**Exercise objective:** Among the entries that follow, the required portion opens with the line containing "Give me the" and closes with the line containing "const topLinks: string[]". Give that portion again exactly, and nothing else.

(Records contained in a dataset)
*-*-*
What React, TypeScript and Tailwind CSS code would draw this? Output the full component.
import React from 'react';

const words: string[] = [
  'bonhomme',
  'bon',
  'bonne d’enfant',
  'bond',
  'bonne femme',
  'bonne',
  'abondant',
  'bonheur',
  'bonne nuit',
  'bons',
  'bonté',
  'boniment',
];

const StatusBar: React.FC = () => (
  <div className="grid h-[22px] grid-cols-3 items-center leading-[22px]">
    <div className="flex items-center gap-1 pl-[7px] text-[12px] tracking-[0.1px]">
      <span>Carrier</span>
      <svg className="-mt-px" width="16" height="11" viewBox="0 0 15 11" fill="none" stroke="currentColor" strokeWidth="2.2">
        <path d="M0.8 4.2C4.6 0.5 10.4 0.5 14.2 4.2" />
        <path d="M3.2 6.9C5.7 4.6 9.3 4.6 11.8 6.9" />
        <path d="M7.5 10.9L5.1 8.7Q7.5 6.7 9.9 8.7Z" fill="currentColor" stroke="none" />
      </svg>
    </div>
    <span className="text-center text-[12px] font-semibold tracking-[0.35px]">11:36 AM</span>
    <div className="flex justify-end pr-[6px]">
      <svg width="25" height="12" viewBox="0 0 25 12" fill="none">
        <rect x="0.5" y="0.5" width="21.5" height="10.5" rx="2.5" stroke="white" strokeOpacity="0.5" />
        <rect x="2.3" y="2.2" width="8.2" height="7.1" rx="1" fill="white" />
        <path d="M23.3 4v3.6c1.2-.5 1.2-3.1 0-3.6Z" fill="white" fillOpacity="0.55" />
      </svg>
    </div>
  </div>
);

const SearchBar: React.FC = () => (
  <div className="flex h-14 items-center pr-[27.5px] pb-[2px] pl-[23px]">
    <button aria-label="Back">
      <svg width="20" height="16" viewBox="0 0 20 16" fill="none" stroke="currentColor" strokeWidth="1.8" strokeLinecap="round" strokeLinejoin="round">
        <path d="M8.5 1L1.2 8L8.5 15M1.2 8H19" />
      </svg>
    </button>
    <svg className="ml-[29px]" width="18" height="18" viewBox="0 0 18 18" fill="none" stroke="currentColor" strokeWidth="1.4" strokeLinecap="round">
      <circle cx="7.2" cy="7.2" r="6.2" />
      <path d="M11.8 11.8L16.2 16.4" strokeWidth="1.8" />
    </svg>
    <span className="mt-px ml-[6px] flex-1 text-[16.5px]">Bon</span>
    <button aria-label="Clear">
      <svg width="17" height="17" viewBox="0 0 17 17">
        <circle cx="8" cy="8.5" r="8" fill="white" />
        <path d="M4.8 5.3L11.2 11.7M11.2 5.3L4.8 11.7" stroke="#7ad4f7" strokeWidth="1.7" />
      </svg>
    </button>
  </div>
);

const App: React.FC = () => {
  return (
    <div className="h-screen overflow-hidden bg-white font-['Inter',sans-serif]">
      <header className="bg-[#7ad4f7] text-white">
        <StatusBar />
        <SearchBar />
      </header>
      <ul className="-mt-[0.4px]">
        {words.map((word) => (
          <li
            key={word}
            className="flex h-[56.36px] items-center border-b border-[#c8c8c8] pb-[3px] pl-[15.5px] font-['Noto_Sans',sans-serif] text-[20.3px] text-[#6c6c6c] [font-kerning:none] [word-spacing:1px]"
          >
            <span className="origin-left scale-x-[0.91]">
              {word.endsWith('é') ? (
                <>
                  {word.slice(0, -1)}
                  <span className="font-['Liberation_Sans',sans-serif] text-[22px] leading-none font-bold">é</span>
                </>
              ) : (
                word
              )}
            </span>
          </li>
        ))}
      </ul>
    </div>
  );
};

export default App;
*-*-*
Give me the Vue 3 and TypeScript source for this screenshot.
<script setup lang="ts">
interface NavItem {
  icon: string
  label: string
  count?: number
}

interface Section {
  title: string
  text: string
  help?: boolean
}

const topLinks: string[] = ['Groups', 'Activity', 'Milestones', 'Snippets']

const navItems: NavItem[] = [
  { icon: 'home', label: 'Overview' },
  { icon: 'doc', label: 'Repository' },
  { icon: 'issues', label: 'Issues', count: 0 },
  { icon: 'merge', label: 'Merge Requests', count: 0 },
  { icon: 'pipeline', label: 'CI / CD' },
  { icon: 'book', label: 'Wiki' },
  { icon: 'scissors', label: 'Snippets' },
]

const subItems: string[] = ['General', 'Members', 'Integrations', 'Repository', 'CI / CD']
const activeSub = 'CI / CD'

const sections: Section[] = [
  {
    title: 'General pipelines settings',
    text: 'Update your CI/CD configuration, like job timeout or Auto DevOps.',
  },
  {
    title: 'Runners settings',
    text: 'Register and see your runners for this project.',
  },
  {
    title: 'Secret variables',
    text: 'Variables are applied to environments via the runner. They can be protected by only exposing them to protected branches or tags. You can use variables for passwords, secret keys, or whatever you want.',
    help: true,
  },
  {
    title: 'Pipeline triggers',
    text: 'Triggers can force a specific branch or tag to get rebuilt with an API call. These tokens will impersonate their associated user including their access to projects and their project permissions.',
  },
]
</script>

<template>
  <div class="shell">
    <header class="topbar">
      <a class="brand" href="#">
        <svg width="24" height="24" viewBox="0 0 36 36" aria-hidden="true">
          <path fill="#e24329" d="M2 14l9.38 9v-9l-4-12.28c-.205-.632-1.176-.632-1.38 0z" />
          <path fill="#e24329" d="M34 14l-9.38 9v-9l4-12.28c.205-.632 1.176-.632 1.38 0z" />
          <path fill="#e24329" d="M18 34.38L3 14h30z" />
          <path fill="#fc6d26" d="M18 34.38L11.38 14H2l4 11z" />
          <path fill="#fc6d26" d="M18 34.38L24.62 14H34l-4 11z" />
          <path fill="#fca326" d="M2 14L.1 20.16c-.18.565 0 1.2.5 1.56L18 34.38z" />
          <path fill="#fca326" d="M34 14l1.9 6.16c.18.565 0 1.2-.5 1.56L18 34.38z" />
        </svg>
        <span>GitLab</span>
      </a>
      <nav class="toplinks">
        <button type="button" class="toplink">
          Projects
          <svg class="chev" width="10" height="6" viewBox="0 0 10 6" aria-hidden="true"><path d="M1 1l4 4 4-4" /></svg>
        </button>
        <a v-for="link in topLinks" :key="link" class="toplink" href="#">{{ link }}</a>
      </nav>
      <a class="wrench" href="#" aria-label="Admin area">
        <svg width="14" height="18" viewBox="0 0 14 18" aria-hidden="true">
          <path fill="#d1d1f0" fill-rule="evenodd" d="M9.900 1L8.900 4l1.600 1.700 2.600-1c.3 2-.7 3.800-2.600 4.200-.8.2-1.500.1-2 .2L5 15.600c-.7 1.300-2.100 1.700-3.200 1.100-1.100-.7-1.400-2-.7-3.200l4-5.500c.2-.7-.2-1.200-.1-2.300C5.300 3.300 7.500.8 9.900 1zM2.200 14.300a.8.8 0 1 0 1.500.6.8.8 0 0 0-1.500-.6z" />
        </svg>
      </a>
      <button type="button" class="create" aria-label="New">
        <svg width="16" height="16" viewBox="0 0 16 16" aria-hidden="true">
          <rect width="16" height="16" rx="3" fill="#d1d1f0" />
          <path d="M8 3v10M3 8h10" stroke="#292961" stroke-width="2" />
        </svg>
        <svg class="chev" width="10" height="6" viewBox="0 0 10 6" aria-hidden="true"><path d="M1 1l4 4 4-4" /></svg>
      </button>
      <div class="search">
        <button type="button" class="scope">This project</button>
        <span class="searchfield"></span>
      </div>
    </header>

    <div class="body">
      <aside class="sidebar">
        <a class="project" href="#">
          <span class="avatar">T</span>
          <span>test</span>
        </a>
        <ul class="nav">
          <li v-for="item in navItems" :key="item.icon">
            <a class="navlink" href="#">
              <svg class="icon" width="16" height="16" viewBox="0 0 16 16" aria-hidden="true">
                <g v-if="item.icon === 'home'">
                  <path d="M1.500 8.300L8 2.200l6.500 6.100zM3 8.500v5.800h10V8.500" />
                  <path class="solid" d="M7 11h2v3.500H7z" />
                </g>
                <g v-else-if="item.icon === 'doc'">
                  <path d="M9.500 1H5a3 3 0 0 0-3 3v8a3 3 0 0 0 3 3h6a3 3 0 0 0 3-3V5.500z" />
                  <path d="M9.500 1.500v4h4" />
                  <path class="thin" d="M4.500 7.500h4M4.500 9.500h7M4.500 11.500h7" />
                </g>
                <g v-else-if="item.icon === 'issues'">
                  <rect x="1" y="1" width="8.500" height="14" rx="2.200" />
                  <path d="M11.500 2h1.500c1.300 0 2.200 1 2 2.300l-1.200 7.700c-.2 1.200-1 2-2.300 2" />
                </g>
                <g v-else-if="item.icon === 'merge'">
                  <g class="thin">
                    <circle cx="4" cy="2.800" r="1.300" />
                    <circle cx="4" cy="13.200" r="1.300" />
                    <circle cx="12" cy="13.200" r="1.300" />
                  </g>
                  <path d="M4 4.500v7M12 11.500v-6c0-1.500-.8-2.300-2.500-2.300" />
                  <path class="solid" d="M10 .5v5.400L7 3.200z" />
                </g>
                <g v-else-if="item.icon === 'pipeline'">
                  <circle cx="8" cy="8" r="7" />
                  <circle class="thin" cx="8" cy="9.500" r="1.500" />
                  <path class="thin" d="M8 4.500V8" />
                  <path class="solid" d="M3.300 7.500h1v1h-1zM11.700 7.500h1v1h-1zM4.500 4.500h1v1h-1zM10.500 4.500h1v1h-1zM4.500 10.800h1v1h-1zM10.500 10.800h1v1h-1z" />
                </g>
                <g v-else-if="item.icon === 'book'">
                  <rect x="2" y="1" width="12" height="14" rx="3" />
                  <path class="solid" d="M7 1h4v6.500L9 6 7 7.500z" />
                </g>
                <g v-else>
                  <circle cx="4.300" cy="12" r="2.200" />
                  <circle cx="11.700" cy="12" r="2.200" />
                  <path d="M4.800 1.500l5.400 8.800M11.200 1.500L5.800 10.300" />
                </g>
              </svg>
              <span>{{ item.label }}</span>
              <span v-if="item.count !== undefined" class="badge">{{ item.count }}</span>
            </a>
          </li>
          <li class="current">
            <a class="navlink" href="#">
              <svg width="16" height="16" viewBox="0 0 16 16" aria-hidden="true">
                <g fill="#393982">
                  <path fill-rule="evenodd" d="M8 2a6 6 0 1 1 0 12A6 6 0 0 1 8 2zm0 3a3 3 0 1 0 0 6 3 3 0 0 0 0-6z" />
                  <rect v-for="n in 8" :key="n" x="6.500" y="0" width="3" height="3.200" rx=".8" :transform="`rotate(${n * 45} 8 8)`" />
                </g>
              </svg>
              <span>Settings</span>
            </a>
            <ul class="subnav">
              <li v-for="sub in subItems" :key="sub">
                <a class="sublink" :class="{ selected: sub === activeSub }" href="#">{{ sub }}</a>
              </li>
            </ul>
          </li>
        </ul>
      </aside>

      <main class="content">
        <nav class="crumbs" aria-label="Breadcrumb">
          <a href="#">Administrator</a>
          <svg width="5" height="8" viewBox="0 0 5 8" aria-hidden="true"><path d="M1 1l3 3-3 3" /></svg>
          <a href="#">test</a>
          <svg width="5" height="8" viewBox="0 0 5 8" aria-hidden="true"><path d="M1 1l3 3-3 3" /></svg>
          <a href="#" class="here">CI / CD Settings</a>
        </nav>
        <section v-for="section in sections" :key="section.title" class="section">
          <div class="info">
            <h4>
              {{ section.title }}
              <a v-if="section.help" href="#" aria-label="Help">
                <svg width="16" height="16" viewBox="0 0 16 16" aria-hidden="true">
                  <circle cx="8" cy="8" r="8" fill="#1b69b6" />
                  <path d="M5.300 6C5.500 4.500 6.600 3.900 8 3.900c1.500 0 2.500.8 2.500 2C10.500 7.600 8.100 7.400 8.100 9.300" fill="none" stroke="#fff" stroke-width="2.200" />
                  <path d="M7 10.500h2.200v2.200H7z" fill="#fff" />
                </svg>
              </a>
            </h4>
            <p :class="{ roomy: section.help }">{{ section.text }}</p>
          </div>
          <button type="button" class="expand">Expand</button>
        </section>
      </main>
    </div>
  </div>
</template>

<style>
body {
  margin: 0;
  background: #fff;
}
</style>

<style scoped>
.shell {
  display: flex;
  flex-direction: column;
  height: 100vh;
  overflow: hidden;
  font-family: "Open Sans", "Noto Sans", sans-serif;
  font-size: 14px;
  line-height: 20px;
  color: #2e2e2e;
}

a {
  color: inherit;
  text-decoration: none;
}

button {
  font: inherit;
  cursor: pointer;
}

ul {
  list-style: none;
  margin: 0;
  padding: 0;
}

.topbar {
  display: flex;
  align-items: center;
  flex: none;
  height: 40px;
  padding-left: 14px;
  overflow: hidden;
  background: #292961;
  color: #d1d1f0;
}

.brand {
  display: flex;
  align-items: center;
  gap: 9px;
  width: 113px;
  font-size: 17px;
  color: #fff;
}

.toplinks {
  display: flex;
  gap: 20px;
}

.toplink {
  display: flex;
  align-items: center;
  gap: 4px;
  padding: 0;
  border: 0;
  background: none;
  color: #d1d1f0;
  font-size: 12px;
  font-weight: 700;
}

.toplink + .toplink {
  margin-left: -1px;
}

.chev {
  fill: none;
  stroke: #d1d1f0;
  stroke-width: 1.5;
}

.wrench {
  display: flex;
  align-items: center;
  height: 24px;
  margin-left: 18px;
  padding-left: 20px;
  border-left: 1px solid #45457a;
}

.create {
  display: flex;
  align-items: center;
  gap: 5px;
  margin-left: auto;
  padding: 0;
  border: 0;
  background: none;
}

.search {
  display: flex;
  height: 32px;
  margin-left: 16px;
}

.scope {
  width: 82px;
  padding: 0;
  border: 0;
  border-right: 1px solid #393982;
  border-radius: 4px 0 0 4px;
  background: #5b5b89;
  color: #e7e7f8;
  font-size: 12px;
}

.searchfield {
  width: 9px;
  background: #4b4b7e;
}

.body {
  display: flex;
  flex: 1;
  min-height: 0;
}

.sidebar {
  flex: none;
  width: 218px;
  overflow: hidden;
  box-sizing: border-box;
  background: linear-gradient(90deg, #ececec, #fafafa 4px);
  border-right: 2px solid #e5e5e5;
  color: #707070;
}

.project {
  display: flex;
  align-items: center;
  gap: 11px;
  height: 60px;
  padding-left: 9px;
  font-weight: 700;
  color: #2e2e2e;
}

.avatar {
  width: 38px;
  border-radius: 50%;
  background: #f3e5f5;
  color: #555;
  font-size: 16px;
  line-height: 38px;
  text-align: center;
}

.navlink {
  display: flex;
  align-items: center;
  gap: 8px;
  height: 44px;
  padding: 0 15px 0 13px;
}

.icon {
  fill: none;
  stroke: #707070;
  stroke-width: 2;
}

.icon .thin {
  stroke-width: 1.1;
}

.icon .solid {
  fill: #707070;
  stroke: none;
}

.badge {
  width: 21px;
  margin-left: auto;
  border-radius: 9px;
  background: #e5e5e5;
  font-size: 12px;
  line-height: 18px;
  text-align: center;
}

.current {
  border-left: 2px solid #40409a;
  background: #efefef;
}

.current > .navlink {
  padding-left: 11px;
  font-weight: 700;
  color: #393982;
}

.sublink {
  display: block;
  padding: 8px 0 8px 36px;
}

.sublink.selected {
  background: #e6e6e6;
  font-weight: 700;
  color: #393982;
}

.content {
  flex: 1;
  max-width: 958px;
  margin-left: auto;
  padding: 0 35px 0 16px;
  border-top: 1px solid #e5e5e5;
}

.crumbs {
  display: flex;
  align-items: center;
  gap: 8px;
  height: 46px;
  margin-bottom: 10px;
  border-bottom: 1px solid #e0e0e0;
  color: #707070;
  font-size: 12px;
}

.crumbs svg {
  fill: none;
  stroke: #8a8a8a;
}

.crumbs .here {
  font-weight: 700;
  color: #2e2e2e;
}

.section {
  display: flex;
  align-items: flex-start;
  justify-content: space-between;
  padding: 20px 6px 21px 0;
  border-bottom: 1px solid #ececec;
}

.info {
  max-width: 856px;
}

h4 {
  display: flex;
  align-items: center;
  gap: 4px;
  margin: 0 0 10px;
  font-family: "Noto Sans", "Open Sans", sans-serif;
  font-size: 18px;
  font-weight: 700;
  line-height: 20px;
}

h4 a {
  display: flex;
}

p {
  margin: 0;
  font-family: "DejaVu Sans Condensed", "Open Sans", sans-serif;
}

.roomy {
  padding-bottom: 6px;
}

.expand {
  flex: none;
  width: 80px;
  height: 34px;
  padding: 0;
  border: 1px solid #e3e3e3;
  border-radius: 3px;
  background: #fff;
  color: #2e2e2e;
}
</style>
*-*-*
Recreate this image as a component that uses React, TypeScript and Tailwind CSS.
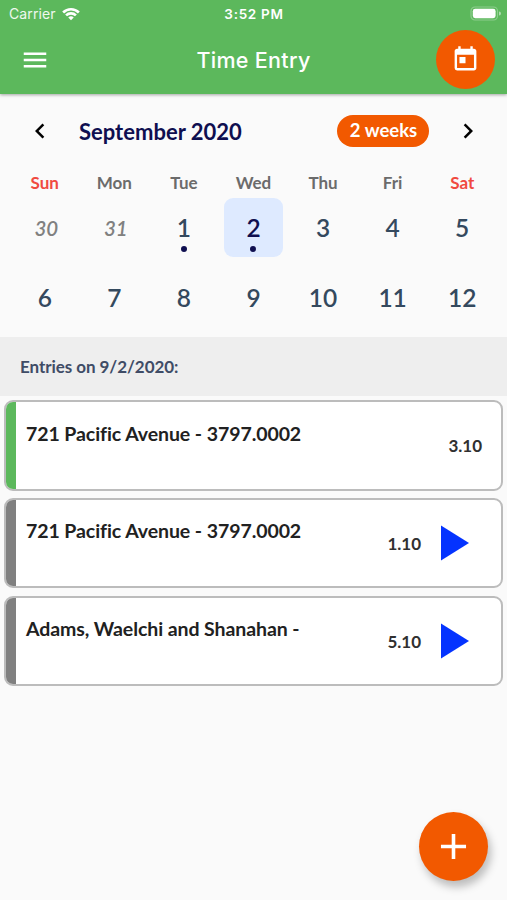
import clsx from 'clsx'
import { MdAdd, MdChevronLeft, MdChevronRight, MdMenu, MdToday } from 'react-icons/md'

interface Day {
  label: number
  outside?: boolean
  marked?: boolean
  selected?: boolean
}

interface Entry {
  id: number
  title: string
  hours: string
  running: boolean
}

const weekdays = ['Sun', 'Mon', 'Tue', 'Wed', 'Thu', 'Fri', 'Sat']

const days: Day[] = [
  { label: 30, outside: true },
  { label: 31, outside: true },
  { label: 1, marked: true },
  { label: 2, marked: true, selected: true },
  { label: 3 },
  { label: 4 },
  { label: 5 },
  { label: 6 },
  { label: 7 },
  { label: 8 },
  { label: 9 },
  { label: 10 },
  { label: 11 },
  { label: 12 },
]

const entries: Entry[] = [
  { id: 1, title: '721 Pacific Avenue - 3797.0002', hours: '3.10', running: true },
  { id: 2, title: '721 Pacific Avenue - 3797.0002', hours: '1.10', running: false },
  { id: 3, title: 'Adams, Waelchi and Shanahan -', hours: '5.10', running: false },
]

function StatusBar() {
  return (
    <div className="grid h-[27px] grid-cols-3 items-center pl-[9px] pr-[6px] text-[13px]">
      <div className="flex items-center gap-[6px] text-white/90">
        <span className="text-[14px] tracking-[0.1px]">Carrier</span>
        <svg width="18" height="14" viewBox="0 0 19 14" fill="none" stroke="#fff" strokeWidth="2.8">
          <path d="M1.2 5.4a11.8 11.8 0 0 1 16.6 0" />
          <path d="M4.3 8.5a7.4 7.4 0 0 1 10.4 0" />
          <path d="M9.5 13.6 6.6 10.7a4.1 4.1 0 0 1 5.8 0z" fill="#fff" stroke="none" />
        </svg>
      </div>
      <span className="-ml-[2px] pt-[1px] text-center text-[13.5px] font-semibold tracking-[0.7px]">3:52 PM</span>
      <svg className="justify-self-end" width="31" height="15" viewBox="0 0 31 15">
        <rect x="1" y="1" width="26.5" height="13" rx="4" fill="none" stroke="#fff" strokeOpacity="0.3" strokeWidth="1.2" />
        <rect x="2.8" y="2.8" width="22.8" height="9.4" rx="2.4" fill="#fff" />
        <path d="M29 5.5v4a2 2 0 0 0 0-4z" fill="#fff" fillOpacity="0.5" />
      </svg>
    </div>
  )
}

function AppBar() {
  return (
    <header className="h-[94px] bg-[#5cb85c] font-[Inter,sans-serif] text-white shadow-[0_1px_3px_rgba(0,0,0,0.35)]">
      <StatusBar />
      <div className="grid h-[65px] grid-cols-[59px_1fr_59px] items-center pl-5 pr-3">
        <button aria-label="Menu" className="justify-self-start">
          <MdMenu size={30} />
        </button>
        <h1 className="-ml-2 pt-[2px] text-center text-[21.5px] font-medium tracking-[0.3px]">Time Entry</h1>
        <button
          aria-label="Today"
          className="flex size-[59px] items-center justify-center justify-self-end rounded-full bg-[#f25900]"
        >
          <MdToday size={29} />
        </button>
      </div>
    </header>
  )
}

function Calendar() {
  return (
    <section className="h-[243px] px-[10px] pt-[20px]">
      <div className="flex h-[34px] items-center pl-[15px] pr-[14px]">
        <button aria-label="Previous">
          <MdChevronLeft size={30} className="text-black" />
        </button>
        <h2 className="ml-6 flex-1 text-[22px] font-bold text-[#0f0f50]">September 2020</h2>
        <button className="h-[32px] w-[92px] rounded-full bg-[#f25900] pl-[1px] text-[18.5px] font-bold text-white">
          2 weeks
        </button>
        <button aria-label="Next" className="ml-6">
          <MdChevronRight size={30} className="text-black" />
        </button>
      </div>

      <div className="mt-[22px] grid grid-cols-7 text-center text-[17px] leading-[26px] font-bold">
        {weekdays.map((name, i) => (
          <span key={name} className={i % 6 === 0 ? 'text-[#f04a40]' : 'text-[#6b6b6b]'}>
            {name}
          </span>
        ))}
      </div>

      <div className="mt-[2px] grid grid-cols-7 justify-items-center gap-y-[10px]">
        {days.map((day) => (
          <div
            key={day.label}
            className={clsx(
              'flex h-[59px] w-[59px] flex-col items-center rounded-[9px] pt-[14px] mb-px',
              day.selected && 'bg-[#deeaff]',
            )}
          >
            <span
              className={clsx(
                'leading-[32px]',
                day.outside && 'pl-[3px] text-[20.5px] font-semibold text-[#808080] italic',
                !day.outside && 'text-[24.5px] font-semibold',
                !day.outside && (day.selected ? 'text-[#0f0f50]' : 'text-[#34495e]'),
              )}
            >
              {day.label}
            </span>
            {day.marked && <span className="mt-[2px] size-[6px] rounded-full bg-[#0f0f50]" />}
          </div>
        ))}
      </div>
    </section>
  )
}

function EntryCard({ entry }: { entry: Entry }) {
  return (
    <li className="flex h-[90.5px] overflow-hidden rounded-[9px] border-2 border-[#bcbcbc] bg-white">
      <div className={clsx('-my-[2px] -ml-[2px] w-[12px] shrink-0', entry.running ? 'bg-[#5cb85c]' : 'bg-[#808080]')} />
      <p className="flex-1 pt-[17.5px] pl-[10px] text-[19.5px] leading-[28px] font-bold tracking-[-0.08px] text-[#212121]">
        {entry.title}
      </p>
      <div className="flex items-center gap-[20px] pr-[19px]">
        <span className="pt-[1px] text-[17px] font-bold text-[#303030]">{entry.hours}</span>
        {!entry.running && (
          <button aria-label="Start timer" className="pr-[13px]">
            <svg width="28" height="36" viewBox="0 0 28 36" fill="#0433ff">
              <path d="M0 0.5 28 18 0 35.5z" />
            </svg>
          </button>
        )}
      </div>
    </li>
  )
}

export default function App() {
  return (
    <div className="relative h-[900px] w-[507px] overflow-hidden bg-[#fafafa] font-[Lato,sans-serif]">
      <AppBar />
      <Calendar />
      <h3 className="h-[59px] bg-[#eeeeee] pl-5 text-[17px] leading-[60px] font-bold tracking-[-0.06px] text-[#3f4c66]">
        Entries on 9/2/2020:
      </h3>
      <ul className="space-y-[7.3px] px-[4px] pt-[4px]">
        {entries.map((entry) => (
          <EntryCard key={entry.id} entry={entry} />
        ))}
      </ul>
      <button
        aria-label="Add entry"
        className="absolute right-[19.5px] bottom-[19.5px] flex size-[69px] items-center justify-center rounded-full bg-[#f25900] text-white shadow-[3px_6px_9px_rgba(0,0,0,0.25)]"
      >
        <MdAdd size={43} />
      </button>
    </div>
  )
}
*-*-*
**Solved exercise:**
Give me the Vue 3 and TypeScript source for this screenshot.
<script setup lang="ts">
interface NavItem {
  icon: string
  label: string
  count?: number
}

interface Section {
  title: string
  text: string
  help?: boolean
}

const topLinks: string[] = ['Groups', 'Activity', 'Milestones', 'Snippets']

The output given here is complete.